The Trump administration has suspended an Obama-era rule requiring companies to post their worker injury and illness data on a government website, fueling concerns that it is trying to ignore the regulation.
The Occupational Safety and Health Administration announced earlier this week that it is “not accepting electronic submissions of injury and illness logs at this time” and it intends to propose extending the July 1 deadline for roughly 450,000 companies to comply with the rule.
A spokeswoman told The Washington Post that OSHA delayed the rule to address employers’ “concerns about meeting their reporting obligations” in time.
But according to The Center for Investigative Reporting, worker safety advocates are concerned the potential delay — one of the first major moves since Labor Secretary R. Alexander Acosta took office on May 5 — “will strip workers of protections and allow companies to dodge accountability.”
“Acosta is weighing in on the side of big corporate lobbyists and not on the side of workers in dangerous industries,” said Deborah Berkowitz, senior fellow with the National Employment Law Project and a former senior policy adviser at OSHA under President Barack Obama. “OSHA won’t be able to target the most dangerous workplaces because they won’t have the data.”

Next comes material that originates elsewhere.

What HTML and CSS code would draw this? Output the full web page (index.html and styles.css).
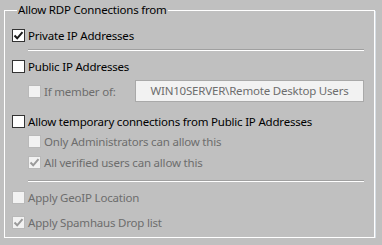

The Center previously reported that Acosta had not allowed OSHA to launch the website to which employers are supposed to submit their data.
The rule is intended to encourage employers to improve their injury rates, allow workers to understand the risks associated with their workplaces, and help federal investigators prioritize investigations. Companies have been required to maintain worker injury and illness logs since 1971.
“Not having this data [electronically available] increases the likelihood that workers will be injured. In addition to needless human suffering, that’s a cost to our economy overall,” David Levine, chief executive of the American Sustainable Business Council, told the Post.
But the U.S. Chamber of Commerce, the National Association of Home Builders, and other industry groups have sued to block the rule, arguing it would force employers to disclose private information.